> [Exercise instructions] State only the count of lines in the listing below that hold "index".

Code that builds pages
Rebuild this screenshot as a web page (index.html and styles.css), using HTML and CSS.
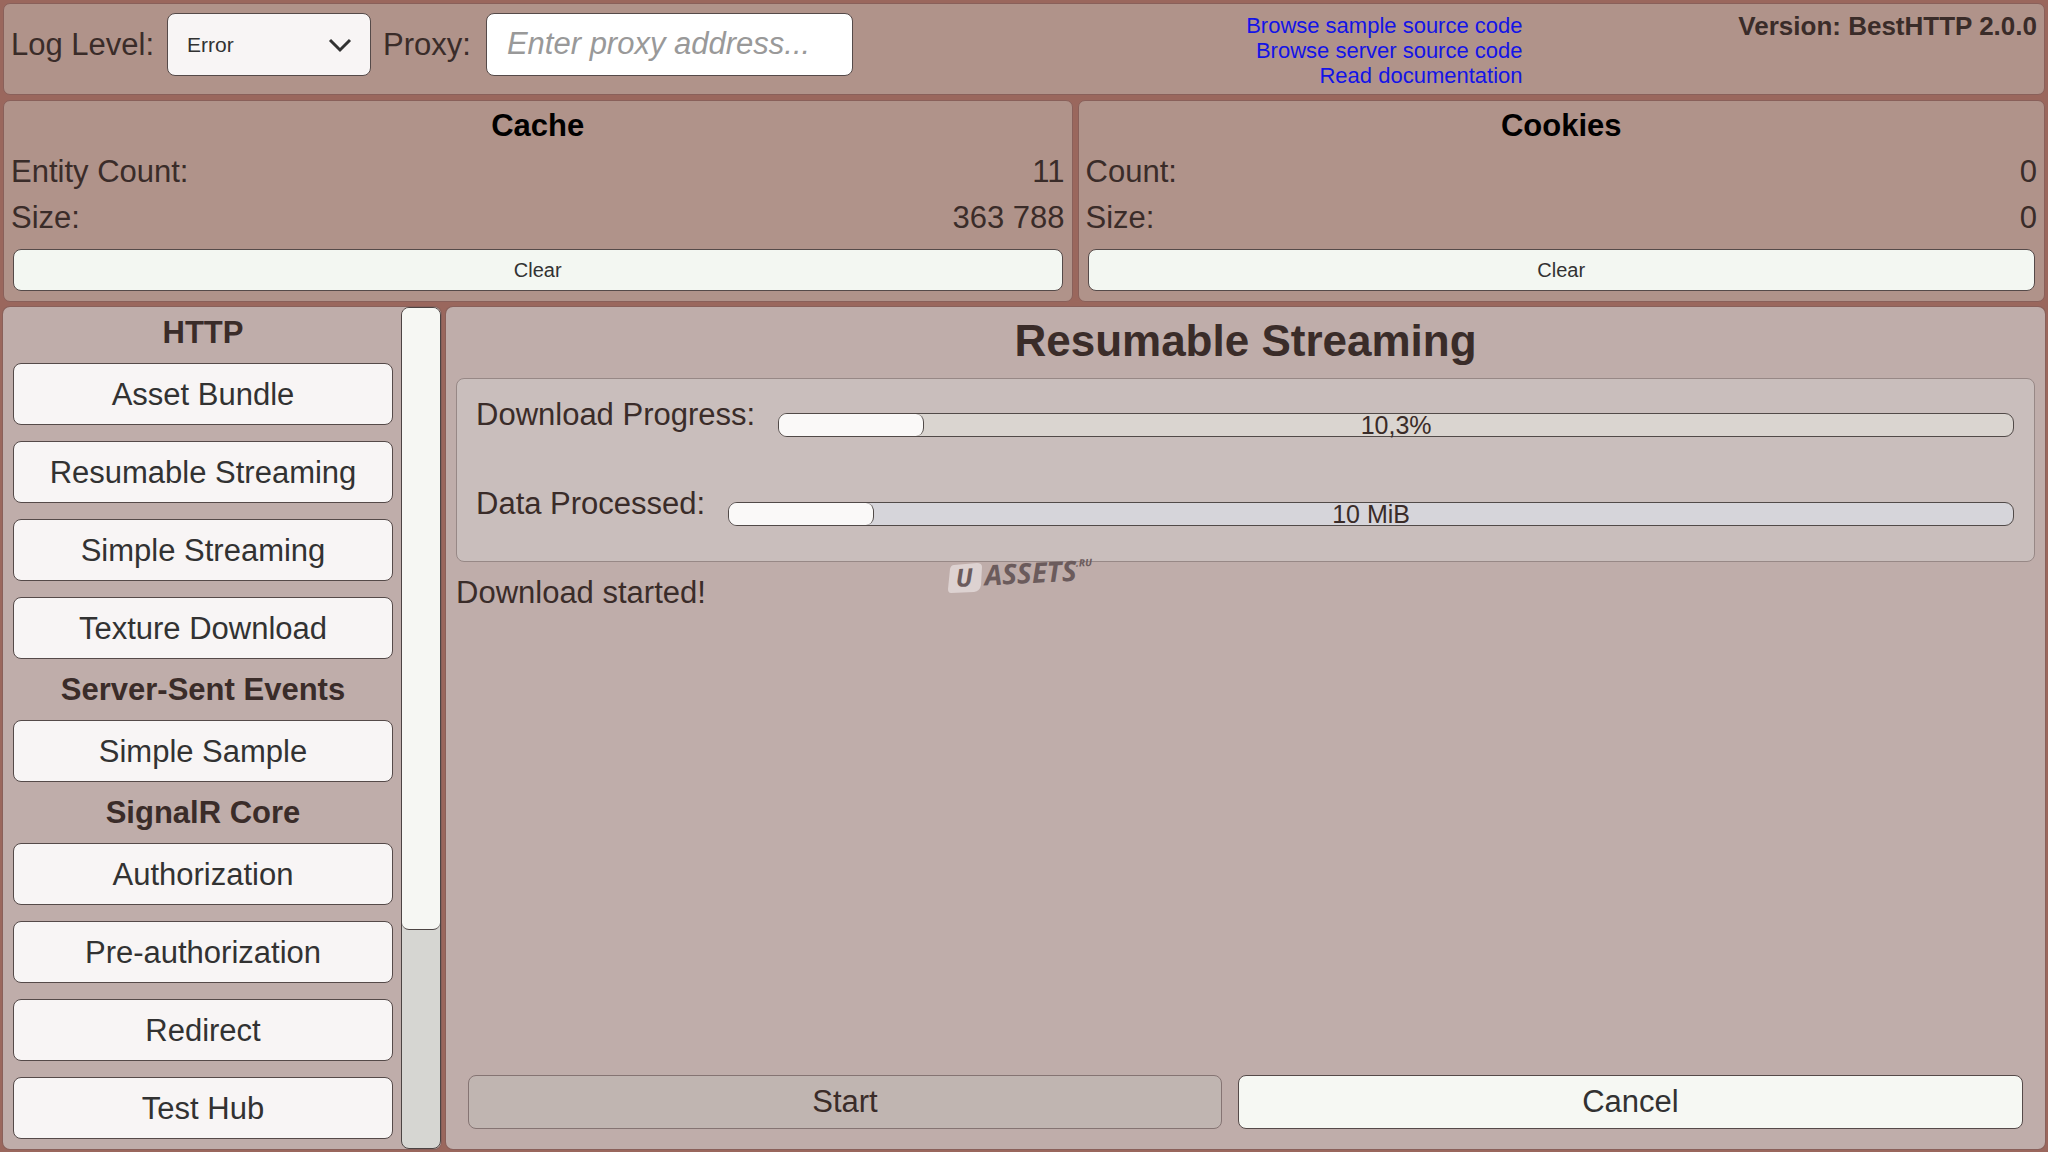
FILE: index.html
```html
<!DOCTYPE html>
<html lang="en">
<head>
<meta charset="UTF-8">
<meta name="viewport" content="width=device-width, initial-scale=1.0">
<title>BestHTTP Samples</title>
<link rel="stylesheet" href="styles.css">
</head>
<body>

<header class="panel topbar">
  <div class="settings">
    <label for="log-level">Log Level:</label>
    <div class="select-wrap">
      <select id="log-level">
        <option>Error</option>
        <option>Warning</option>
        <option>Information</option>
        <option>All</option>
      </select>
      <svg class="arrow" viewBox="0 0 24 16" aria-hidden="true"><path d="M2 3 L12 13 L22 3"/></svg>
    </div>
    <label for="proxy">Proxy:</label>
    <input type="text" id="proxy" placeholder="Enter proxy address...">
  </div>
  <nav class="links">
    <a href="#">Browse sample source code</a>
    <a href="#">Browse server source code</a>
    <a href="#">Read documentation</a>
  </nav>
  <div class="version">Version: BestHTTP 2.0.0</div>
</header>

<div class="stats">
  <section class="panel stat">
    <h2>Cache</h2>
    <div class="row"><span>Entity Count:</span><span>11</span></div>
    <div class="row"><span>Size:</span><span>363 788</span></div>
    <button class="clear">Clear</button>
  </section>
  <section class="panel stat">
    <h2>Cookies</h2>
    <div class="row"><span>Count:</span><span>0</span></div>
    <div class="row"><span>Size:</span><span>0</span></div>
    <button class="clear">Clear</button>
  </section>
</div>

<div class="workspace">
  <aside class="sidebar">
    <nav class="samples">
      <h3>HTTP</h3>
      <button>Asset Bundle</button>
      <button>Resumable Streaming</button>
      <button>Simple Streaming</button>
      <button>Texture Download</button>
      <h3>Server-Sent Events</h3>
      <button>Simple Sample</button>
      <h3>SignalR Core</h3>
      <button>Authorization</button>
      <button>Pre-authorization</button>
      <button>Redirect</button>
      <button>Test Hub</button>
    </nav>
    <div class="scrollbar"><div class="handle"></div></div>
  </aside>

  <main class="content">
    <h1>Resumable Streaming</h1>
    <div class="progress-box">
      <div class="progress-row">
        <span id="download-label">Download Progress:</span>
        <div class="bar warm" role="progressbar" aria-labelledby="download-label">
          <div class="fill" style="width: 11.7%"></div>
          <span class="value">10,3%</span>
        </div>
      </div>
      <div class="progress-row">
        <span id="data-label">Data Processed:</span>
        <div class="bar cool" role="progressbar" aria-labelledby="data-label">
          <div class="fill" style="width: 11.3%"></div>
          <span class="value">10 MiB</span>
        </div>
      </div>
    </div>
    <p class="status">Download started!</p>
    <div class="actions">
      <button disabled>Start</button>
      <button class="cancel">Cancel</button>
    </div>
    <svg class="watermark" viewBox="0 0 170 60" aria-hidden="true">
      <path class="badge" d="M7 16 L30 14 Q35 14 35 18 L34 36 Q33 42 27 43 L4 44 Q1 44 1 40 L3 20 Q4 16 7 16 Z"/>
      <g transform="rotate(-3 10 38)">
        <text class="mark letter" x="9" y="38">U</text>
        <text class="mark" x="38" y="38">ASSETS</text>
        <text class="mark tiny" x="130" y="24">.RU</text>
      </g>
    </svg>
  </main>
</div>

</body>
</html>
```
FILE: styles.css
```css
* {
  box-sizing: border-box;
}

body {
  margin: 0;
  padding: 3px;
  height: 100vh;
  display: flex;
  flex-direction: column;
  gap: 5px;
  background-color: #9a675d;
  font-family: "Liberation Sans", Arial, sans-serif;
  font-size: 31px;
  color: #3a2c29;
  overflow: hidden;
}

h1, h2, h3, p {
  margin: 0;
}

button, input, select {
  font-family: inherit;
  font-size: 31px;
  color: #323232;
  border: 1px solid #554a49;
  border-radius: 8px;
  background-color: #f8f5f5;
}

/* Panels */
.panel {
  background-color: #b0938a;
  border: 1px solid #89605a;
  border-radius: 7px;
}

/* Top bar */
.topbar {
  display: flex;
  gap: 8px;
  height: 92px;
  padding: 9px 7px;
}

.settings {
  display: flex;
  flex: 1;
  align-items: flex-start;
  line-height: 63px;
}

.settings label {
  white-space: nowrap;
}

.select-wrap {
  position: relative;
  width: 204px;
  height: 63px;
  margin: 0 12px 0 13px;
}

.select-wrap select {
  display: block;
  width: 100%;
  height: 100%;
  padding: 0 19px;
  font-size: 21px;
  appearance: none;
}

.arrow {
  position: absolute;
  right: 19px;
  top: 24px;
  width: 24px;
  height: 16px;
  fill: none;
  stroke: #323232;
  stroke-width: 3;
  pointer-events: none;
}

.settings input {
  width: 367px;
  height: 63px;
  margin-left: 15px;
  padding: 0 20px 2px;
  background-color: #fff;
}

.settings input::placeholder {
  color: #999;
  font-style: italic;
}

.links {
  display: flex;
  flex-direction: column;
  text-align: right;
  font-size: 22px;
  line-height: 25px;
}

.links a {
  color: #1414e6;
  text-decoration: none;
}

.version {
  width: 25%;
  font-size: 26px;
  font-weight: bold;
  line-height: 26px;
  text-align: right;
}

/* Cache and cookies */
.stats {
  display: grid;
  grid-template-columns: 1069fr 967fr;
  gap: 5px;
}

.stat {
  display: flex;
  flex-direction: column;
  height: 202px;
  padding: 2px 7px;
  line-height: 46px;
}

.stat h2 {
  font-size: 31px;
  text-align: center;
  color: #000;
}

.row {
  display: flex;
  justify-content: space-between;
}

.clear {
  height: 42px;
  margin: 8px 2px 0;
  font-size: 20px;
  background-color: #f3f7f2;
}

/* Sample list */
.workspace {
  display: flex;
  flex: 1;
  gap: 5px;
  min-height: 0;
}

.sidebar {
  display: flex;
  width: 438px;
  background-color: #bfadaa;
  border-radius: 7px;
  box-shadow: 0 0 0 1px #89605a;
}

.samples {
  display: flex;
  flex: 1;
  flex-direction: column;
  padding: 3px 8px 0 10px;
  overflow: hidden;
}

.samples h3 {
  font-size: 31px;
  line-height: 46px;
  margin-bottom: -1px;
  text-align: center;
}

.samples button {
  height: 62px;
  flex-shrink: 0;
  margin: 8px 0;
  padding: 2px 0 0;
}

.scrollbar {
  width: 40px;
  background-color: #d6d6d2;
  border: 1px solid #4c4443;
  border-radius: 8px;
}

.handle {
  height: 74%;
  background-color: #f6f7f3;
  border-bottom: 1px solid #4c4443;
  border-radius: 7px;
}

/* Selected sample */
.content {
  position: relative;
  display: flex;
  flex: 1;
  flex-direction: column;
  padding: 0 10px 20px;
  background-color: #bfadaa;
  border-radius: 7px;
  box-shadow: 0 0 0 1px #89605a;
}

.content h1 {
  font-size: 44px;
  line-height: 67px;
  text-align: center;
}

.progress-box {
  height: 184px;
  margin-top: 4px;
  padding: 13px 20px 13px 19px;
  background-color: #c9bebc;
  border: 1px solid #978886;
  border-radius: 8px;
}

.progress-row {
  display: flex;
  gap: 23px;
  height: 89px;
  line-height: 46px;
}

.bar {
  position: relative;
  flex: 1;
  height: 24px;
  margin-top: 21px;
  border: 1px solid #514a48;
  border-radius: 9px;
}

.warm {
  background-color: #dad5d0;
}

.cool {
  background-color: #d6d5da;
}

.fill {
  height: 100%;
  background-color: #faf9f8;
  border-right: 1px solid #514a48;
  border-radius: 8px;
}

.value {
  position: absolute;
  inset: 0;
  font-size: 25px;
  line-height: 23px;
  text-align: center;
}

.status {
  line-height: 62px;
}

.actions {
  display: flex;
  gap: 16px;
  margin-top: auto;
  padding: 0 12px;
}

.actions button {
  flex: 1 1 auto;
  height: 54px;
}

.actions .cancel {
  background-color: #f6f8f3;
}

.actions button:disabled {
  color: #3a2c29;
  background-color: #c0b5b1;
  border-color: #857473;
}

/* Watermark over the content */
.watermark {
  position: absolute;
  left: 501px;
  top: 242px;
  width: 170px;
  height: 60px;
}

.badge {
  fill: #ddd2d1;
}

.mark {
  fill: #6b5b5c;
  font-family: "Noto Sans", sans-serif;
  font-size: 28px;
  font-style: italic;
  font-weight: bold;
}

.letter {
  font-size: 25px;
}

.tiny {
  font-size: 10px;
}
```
---
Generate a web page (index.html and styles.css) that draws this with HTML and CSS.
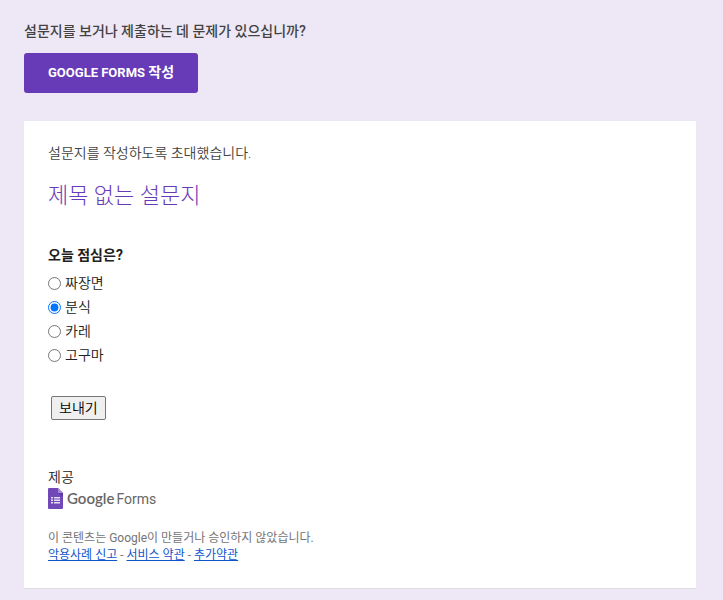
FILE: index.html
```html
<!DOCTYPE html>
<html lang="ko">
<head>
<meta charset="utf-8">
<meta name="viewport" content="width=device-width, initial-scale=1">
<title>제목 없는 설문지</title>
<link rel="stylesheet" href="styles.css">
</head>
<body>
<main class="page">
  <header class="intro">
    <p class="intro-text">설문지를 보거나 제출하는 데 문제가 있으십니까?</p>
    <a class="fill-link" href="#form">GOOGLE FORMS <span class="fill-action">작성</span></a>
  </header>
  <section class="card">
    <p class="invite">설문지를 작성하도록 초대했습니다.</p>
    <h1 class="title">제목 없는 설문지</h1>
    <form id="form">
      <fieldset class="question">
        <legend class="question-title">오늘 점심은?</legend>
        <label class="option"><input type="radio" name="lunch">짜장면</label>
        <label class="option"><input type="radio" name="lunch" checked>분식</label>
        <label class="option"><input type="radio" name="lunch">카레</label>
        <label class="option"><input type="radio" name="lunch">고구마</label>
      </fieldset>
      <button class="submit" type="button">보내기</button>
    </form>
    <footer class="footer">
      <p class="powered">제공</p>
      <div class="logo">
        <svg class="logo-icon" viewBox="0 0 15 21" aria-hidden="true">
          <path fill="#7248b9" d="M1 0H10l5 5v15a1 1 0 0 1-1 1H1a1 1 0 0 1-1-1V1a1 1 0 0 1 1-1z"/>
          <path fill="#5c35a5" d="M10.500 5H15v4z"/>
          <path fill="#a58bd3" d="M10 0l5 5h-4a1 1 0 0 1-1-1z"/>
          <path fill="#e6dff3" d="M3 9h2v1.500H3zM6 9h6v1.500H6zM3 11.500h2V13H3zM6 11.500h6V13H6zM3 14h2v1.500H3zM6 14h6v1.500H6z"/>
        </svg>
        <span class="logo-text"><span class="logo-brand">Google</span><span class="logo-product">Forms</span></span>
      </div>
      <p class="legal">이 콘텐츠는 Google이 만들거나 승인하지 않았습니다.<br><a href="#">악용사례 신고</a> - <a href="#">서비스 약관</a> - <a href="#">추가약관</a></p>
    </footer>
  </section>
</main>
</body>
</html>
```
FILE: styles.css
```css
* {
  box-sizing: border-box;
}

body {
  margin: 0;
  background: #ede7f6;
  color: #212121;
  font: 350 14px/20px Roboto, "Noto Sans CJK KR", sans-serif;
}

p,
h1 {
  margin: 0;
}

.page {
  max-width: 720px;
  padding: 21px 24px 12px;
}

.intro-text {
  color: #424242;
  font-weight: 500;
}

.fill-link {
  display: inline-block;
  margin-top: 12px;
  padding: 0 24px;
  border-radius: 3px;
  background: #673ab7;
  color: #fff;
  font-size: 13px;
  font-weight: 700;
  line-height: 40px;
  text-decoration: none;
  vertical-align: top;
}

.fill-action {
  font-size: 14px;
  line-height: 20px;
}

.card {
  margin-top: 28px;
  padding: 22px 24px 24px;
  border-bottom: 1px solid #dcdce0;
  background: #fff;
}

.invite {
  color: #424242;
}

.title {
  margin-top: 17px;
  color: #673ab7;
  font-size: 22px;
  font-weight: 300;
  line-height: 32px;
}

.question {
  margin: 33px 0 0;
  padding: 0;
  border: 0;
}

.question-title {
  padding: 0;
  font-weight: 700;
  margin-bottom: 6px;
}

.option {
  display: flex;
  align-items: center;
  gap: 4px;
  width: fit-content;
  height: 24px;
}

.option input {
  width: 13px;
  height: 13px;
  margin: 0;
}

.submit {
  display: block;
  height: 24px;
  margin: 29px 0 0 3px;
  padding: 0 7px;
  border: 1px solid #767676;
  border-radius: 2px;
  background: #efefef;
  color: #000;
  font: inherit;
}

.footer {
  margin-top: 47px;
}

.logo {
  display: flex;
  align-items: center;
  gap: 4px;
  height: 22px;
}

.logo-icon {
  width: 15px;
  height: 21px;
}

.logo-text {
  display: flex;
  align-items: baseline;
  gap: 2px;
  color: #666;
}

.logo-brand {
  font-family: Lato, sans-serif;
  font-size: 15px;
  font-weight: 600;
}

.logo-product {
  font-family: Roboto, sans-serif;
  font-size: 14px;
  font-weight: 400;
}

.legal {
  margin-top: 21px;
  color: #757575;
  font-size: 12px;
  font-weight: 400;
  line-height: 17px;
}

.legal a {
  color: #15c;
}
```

> [Exercise response] 4